What is needed — Return all of the entries exactly as written.

──────── Dataset extract ────────

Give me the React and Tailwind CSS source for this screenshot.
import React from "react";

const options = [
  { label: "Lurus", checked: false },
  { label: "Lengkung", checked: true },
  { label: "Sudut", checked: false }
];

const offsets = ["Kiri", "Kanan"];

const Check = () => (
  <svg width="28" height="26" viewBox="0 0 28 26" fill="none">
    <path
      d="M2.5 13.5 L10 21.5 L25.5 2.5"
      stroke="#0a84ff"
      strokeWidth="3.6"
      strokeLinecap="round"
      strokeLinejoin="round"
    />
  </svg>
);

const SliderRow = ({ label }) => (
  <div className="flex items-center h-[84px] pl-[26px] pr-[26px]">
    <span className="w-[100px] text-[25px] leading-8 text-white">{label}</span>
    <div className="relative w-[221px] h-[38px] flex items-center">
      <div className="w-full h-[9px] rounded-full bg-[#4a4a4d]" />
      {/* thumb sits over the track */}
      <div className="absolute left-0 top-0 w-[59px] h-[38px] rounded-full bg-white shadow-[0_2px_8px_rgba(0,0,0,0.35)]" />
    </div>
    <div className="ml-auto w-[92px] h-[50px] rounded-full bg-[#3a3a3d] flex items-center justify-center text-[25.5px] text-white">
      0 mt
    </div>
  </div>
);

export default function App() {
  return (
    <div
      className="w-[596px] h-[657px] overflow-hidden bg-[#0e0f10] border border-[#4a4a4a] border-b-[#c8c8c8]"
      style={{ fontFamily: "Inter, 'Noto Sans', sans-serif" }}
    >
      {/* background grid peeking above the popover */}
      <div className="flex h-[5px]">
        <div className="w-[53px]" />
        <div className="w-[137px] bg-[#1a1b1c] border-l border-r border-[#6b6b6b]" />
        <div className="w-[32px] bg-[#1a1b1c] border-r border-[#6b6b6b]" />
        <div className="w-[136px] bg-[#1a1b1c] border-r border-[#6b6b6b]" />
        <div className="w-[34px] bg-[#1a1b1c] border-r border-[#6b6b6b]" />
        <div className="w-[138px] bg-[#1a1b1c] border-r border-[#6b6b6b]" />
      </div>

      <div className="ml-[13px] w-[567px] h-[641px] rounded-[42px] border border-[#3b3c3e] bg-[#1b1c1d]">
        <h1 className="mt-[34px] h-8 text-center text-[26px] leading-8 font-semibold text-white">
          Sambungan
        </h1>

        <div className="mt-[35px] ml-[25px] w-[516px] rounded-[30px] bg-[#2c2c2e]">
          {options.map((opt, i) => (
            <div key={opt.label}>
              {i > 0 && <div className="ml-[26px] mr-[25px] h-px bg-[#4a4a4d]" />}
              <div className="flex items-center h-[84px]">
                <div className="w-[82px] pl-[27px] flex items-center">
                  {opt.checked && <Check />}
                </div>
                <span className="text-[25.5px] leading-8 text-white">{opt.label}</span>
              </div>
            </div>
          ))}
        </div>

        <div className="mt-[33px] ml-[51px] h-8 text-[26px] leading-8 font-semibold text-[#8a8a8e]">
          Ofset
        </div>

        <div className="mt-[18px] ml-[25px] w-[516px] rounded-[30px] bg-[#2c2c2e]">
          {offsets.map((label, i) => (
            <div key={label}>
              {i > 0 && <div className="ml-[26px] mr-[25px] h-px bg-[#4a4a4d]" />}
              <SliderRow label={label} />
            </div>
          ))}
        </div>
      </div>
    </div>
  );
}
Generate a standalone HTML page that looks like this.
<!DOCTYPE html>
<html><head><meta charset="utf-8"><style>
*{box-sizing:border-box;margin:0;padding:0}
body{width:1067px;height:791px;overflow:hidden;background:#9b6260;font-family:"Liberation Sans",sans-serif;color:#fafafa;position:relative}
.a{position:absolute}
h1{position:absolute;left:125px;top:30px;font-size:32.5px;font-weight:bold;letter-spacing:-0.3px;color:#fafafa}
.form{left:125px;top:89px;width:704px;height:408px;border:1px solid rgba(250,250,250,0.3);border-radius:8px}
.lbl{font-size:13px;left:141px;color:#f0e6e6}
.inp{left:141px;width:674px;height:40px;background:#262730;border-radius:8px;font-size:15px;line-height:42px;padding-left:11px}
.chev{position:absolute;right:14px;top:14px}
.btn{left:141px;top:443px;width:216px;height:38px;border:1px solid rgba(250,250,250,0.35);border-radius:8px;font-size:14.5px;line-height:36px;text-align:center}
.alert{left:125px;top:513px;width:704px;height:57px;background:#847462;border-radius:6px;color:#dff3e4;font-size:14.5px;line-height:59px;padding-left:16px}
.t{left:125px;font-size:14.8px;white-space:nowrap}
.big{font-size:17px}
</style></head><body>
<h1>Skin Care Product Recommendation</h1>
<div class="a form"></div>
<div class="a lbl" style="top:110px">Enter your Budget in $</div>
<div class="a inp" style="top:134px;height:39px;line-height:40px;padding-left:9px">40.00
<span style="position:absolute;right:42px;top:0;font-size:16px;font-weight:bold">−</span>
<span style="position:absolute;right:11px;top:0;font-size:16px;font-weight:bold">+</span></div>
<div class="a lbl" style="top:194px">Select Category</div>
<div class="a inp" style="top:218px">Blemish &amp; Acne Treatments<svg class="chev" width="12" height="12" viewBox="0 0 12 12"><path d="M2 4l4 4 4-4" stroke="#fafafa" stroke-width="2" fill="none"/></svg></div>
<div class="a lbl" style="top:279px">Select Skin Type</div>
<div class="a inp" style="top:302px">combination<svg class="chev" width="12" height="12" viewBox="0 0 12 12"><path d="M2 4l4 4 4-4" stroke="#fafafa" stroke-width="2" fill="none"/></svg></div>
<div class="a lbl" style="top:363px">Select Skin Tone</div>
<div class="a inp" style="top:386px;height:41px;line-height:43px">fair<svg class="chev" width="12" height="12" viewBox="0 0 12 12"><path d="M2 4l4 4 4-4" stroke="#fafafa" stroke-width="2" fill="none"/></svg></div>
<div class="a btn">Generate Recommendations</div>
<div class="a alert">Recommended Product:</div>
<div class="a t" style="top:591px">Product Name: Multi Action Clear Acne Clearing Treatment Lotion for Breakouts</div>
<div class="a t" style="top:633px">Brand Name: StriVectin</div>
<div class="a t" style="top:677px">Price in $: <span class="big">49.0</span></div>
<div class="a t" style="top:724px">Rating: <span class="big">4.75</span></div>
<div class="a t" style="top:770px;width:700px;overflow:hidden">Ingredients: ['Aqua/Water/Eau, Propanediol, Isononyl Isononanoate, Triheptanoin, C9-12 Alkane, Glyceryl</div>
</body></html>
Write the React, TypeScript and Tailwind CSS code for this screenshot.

────────

Exercise result —
Give me the React and Tailwind CSS source for this screenshot.
import React from "react";

const options = [
  { label: "Lurus", checked: false },
  { label: "Lengkung", checked: true },
  { label: "Sudut", checked: false }
];

const offsets = ["Kiri", "Kanan"];

const Check = () => (
  <svg width="28" height="26" viewBox="0 0 28 26" fill="none">
    <path
      d="M2.5 13.5 L10 21.5 L25.5 2.5"
      stroke="#0a84ff"
      strokeWidth="3.6"
      strokeLinecap="round"
      strokeLinejoin="round"
    />
  </svg>
);

const SliderRow = ({ label }) => (
  <div className="flex items-center h-[84px] pl-[26px] pr-[26px]">
    <span className="w-[100px] text-[25px] leading-8 text-white">{label}</span>
    <div className="relative w-[221px] h-[38px] flex items-center">
      <div className="w-full h-[9px] rounded-full bg-[#4a4a4d]" />
      {/* thumb sits over the track */}
      <div className="absolute left-0 top-0 w-[59px] h-[38px] rounded-full bg-white shadow-[0_2px_8px_rgba(0,0,0,0.35)]" />
    </div>
    <div className="ml-auto w-[92px] h-[50px] rounded-full bg-[#3a3a3d] flex items-center justify-center text-[25.5px] text-white">
      0 mt
    </div>
  </div>
);

export default function App() {
  return (
    <div
      className="w-[596px] h-[657px] overflow-hidden bg-[#0e0f10] border border-[#4a4a4a] border-b-[#c8c8c8]"
      style={{ fontFamily: "Inter, 'Noto Sans', sans-serif" }}
    >
      {/* background grid peeking above the popover */}
      <div className="flex h-[5px]">
        <div className="w-[53px]" />
        <div className="w-[137px] bg-[#1a1b1c] border-l border-r border-[#6b6b6b]" />
        <div className="w-[32px] bg-[#1a1b1c] border-r border-[#6b6b6b]" />
        <div className="w-[136px] bg-[#1a1b1c] border-r border-[#6b6b6b]" />
        <div className="w-[34px] bg-[#1a1b1c] border-r border-[#6b6b6b]" />
        <div className="w-[138px] bg-[#1a1b1c] border-r border-[#6b6b6b]" />
      </div>

      <div className="ml-[13px] w-[567px] h-[641px] rounded-[42px] border border-[#3b3c3e] bg-[#1b1c1d]">
        <h1 className="mt-[34px] h-8 text-center text-[26px] leading-8 font-semibold text-white">
          Sambungan
        </h1>

        <div className="mt-[35px] ml-[25px] w-[516px] rounded-[30px] bg-[#2c2c2e]">
          {options.map((opt, i) => (
            <div key={opt.label}>
              {i > 0 && <div className="ml-[26px] mr-[25px] h-px bg-[#4a4a4d]" />}
              <div className="flex items-center h-[84px]">
                <div className="w-[82px] pl-[27px] flex items-center">
                  {opt.checked && <Check />}
                </div>
                <span className="text-[25.5px] leading-8 text-white">{opt.label}</span>
              </div>
            </div>
          ))}
        </div>

        <div className="mt-[33px] ml-[51px] h-8 text-[26px] leading-8 font-semibold text-[#8a8a8e]">
          Ofset
        </div>

        <div className="mt-[18px] ml-[25px] w-[516px] rounded-[30px] bg-[#2c2c2e]">
          {offsets.map((label, i) => (
            <div key={label}>
              {i > 0 && <div className="ml-[26px] mr-[25px] h-px bg-[#4a4a4d]" />}
              <SliderRow label={label} />
            </div>
          ))}
        </div>
      </div>
    </div>
  );
}
Generate a standalone HTML page that looks like this.
<!DOCTYPE html>
<html><head><meta charset="utf-8"><style>
*{box-sizing:border-box;margin:0;padding:0}
body{width:1067px;height:791px;overflow:hidden;background:#9b6260;font-family:"Liberation Sans",sans-serif;color:#fafafa;position:relative}
.a{position:absolute}
h1{position:absolute;left:125px;top:30px;font-size:32.5px;font-weight:bold;letter-spacing:-0.3px;color:#fafafa}
.form{left:125px;top:89px;width:704px;height:408px;border:1px solid rgba(250,250,250,0.3);border-radius:8px}
.lbl{font-size:13px;left:141px;color:#f0e6e6}
.inp{left:141px;width:674px;height:40px;background:#262730;border-radius:8px;font-size:15px;line-height:42px;padding-left:11px}
.chev{position:absolute;right:14px;top:14px}
.btn{left:141px;top:443px;width:216px;height:38px;border:1px solid rgba(250,250,250,0.35);border-radius:8px;font-size:14.5px;line-height:36px;text-align:center}
.alert{left:125px;top:513px;width:704px;height:57px;background:#847462;border-radius:6px;color:#dff3e4;font-size:14.5px;line-height:59px;padding-left:16px}
.t{left:125px;font-size:14.8px;white-space:nowrap}
.big{font-size:17px}
</style></head><body>
<h1>Skin Care Product Recommendation</h1>
<div class="a form"></div>
<div class="a lbl" style="top:110px">Enter your Budget in $</div>
<div class="a inp" style="top:134px;height:39px;line-height:40px;padding-left:9px">40.00
<span style="position:absolute;right:42px;top:0;font-size:16px;font-weight:bold">−</span>
<span style="position:absolute;right:11px;top:0;font-size:16px;font-weight:bold">+</span></div>
<div class="a lbl" style="top:194px">Select Category</div>
<div class="a inp" style="top:218px">Blemish &amp; Acne Treatments<svg class="chev" width="12" height="12" viewBox="0 0 12 12"><path d="M2 4l4 4 4-4" stroke="#fafafa" stroke-width="2" fill="none"/></svg></div>
<div class="a lbl" style="top:279px">Select Skin Type</div>
<div class="a inp" style="top:302px">combination<svg class="chev" width="12" height="12" viewBox="0 0 12 12"><path d="M2 4l4 4 4-4" stroke="#fafafa" stroke-width="2" fill="none"/></svg></div>
<div class="a lbl" style="top:363px">Select Skin Tone</div>
<div class="a inp" style="top:386px;height:41px;line-height:43px">fair<svg class="chev" width="12" height="12" viewBox="0 0 12 12"><path d="M2 4l4 4 4-4" stroke="#fafafa" stroke-width="2" fill="none"/></svg></div>
<div class="a btn">Generate Recommendations</div>
<div class="a alert">Recommended Product:</div>
<div class="a t" style="top:591px">Product Name: Multi Action Clear Acne Clearing Treatment Lotion for Breakouts</div>
<div class="a t" style="top:633px">Brand Name: StriVectin</div>
<div class="a t" style="top:677px">Price in $: <span class="big">49.0</span></div>
<div class="a t" style="top:724px">Rating: <span class="big">4.75</span></div>
<div class="a t" style="top:770px;width:700px;overflow:hidden">Ingredients: ['Aqua/Water/Eau, Propanediol, Isononyl Isononanoate, Triheptanoin, C9-12 Alkane, Glyceryl</div>
</body></html>
Write the React, TypeScript and Tailwind CSS code for this screenshot.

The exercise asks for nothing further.